Multimessenger astrophysics relies on multiple observational data channels, necessitating efficient methods for analyzing events of astrophysical origin. With the continuous increase in both volume and complexity of data from modern observatories, advanced Machine Learning techniques have become very useful for identifying and classifying signals effectively.

The aim of my project is to develop a framework to analyze time series data using Machine Learning techniques. The scientific use case that will be presented involves the analysis of the temporal data from the Anti-Coincidence Detector (ACD) onboard the Fermi Gamma-ray Space Telescope. The primary objective is to enhance the detection of high-energy transient events, such as Gamma-Ray Bursts (GRBs), and other astrophysical signals. An ensamble of Neural Networks models may be employed to model and predict the temporal structure of the ACD background data. The network's predictions are used as a baseline for implementing a triggering algorithm, designed for anomaly detection. By identifying significant deviations from the predicted background, the system effectively flags potential astrophysical transients in the ACD time series data.

In addressing challenges such as noise variability in the data, this work explores advanced approaches to refine anomaly detection thresholds, by characterizing the noise amplitude.
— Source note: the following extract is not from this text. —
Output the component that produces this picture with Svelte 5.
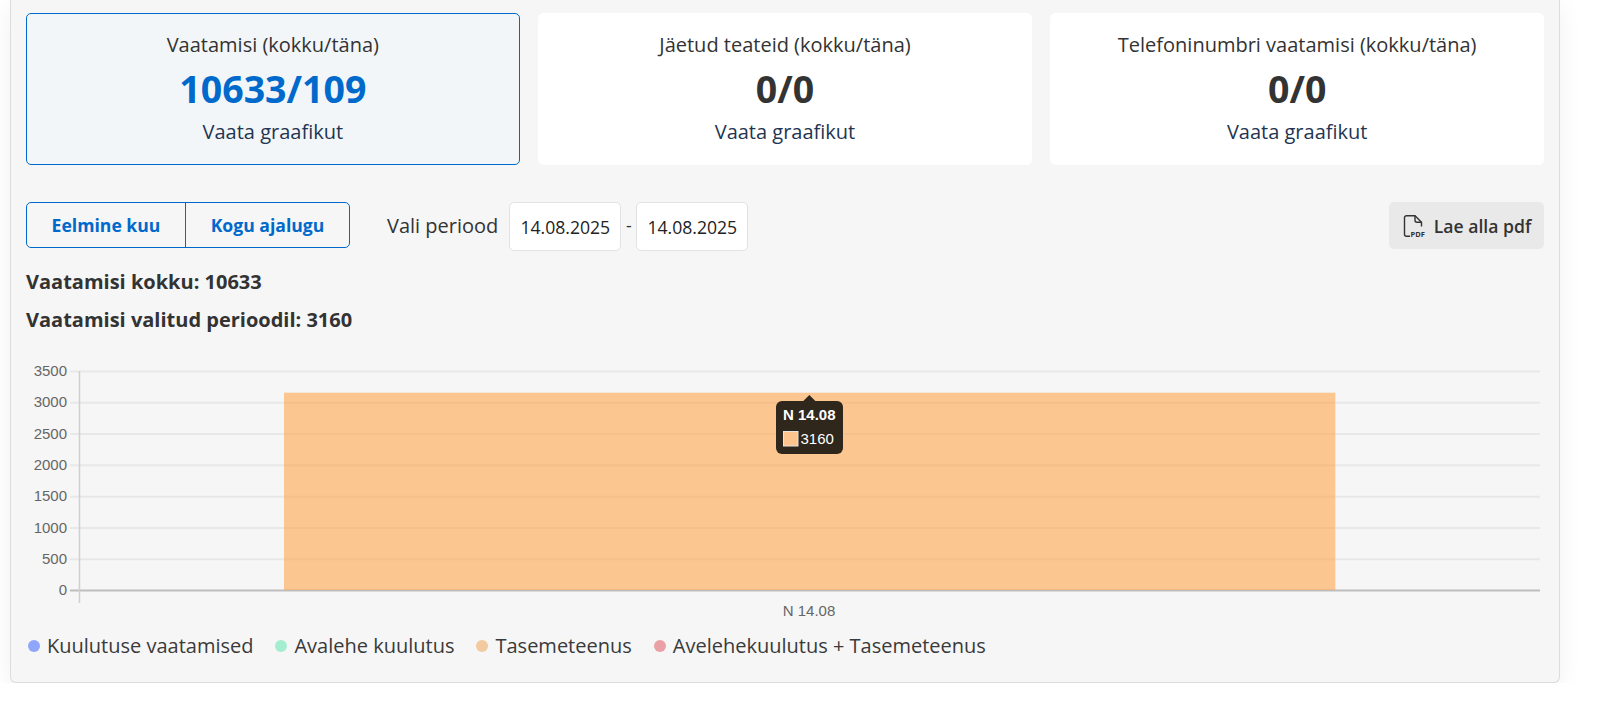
<script>
  const cards = [
    { label: 'Vaatamisi (kokku/täna)', value: '10633/109', active: true },
    { label: 'Jäetud teateid (kokku/täna)', value: '0/0', active: false },
    { label: 'Telefoninumbri vaatamisi (kokku/täna)', value: '0/0', active: false }
  ];
  const legend = [
    { label: 'Kuulutuse vaatamised', color: '#8fa6fb' },
    { label: 'Avalehe kuulutus', color: '#a5edd1' },
    { label: 'Tasemeteenus', color: '#f3c9a0' },
    { label: 'Avelehekuulutus + Tasemeteenus', color: '#eaa1a5' }
  ];
  const ticks = [3500, 3000, 2500, 2000, 1500, 1000, 500, 0];
  const y = (v) => 366.4 + (3500 - v) * 0.06263;
</script>

<div class="panel">
  <div class="cards">
    {#each cards as c}
      <div class="card" class:active={c.active}>
        <div class="label">{c.label}</div>
        <div class="value">{c.value}</div>
        <div class="link">Vaata graafikut</div>
      </div>
    {/each}
  </div>

  <div class="toolbar">
    <div class="segment">
      <button class="seg first">Eelmine kuu</button>
      <button class="seg">Kogu ajalugu</button>
    </div>
    <span class="period">Vali periood</span>
    <div class="date">14.08.2025</div>
    <span class="dash">-</span>
    <div class="date">14.08.2025</div>
    <button class="pdf">
      <svg width="24" height="24" viewBox="0 0 24 24" fill="none">
        <path d="M8 22.3H4.5a2 2 0 0 1-2-2V3.700a2 2 0 0 1 2-2h8.500l6.500 6.500v4.300" stroke="#333" stroke-width="1.4" />
        <path d="M13 1.700v4.500a2 2 0 0 0 2 2h4.500" stroke="#333" stroke-width="1.4" />
        <text x="8.500" y="23" class="pdft">PDF</text>
      </svg>
      Lae alla pdf
    </button>
  </div>

  <p class="total">Vaatamisi kokku: 10633</p>
  <p class="total second">Vaatamisi valitud perioodil: 3160</p>

  <svg class="chart" width="1518" height="270" viewBox="26 352 1518 270">
    {#each ticks as t}
      <line x1="70" x2="1540" y1={y(t) + 5} y2={y(t) + 5} stroke={t === 0 ? '#bdbdbd' : '#e8e8e8'} stroke-width="2" />
      <text x="67" y={y(t) + 9.6} class="tick" text-anchor="end">{t}</text>
    {/each}
    <line x1="79.5" x2="79.5" y1="371" y2="603" stroke="#cfcfcf" stroke-width="1.5" />
    <rect x="284" y="392.7" width="1051.3" height="197.3" fill="#ff9e3d" fill-opacity="0.55" />
    <text x="809" y="615.500" class="tick" text-anchor="middle">N 14.08</text>
    <path d="M803.3 401L809.3 395L815.3 401Z" fill="#2f261c" />
    <rect x="776" y="401" width="67" height="53" rx="6" fill="#2f261c" />
    <text x="783" y="420" class="ttitle">N 14.08</text>
    <rect x="783.5" y="431.5" width="14.5" height="14.5" fill="#fdc58d" stroke="#e8e4df" stroke-width="1" />
    <text x="800.500" y="444" class="tval">3160</text>
  </svg>

  <div class="legend">
    {#each legend as l}
      <div class="item">
        <span class="dot" style="background:{l.color}"></span>
        {l.label}
      </div>
    {/each}
  </div>
</div>

<style>
  :global(body) {
    margin: 0;
    background: #fff;
    font-family: "Open Sans", sans-serif;
    color: #333;
  }
  .panel {
    box-sizing: border-box;
    width: 1550px;
    height: 683px;
    margin-left: 10px;
    padding: 13px 15px 0;
    background: #f6f6f6;
    border: 1px solid #dcdcdc;
    border-top: none;
    border-radius: 0 0 6px 6px;
    box-shadow: 0 6px 24px rgba(0, 0, 0, 0.06);
  }
  .cards {
    display: grid;
    grid-template-columns: repeat(3, 1fr);
    gap: 18.500px;
  }
  .card {
    box-sizing: border-box;
    height: 152px;
    background: #fff;
    border: 1px solid #fff;
    border-radius: 5px;
    text-align: center;
    padding-top: 17px;
  }
  .card.active {
    background: #f3f6f8;
    border-color: #0069cc;
  }
  .label {
    font-size: 20px;
    line-height: 27px;
  }
  .value {
    font-size: 37.500px;
    font-weight: 700;
    line-height: 50px;
    margin-top: 6px;
  }
  .active .value {
    color: #0069cc;
  }
  .link {
    font-size: 20px;
    line-height: 27px;
    margin-top: 4px;
    color: #1f3552;
  }
  .toolbar {
    display: flex;
    align-items: flex-start;
    margin-top: 37px;
  }
  .segment {
    display: flex;
    box-sizing: border-box;
    height: 46px;
    border: 1px solid #0069cc;
    border-radius: 5px;
  }
  .seg {
    border: none;
    background: none;
    padding: 0;
    font: 700 17.600px "Open Sans", sans-serif;
    color: #0069cc;
    width: 163px;
  }
  .seg.first {
    width: 159px;
    border-right: 1px solid #0069cc;
  }
  .period {
    font-size: 20px;
    line-height: 47px;
    margin-left: 37px;
    margin-right: 11px;
  }
  .date {
    box-sizing: border-box;
    width: 112px;
    height: 49px;
    display: flex;
    align-items: center;
    justify-content: center;
    background: #fff;
    border: 1px solid #e2e2e2;
    border-radius: 5px;
    font-size: 17.600px;
    color: #222;
  }
  .dash {
    width: 15px;
    text-align: center;
    font-size: 17.600px;
    line-height: 47px;
  }
  .pdf {
    margin-left: auto;
    display: flex;
    align-items: center;
    gap: 8px;
    box-sizing: border-box;
    width: 155px;
    height: 47px;
    justify-content: center;
    border: none;
    border-radius: 5px;
    background: #e9e9e9;
    font: 600 17.600px "Open Sans", sans-serif;
    color: #333;
    padding: 0;
  }
  .pdft {
    font: 700 7.500px "Open Sans", sans-serif;
    fill: #333;
  }
  .total {
    margin: 17px 0 0;
    font-size: 20px;
    font-weight: 700;
    line-height: 27px;
  }
  .total.second {
    margin-top: 11px;
  }
  .chart {
    display: block;
    margin-top: 19px;
  }
  .tick {
    font: 15px "Liberation Sans", sans-serif;
    fill: #666;
  }
  .ttitle {
    font: 700 15px "Liberation Sans", sans-serif;
    fill: #fff;
  }
  .tval {
    font: 15px "Liberation Sans", sans-serif;
    fill: #fff;
  }
  .legend {
    display: flex;
    gap: 22px;
    margin-top: 10px;
    margin-left: 2px;
    font-size: 20px;
    color: #3a3a3a;
  }
  .item {
    display: flex;
    align-items: center;
    gap: 7px;
  }
  .dot {
    width: 12px;
    height: 12px;
    border-radius: 50%;
  }
</style>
Bayesian Neural Networks (BNNs) can be used to output uncertainties on the background prediction to dynamically adapt thresholds, offering a robust alternative to traditional fixed-threshold methods.

The application of this framework to transients detection demonstrates its applicability across various datasets and observatories in multimessenger astrophysics.

1. Motivation: What is The Anti-Coincidence Detector?

This work presents a versatile and flexible Machine Learning-based software designed to address two challenges in the analysis of time series data:

modeling the temporal behaviour within time series datasets to estimate the evolution of time series;
identifying anomalies within those time series.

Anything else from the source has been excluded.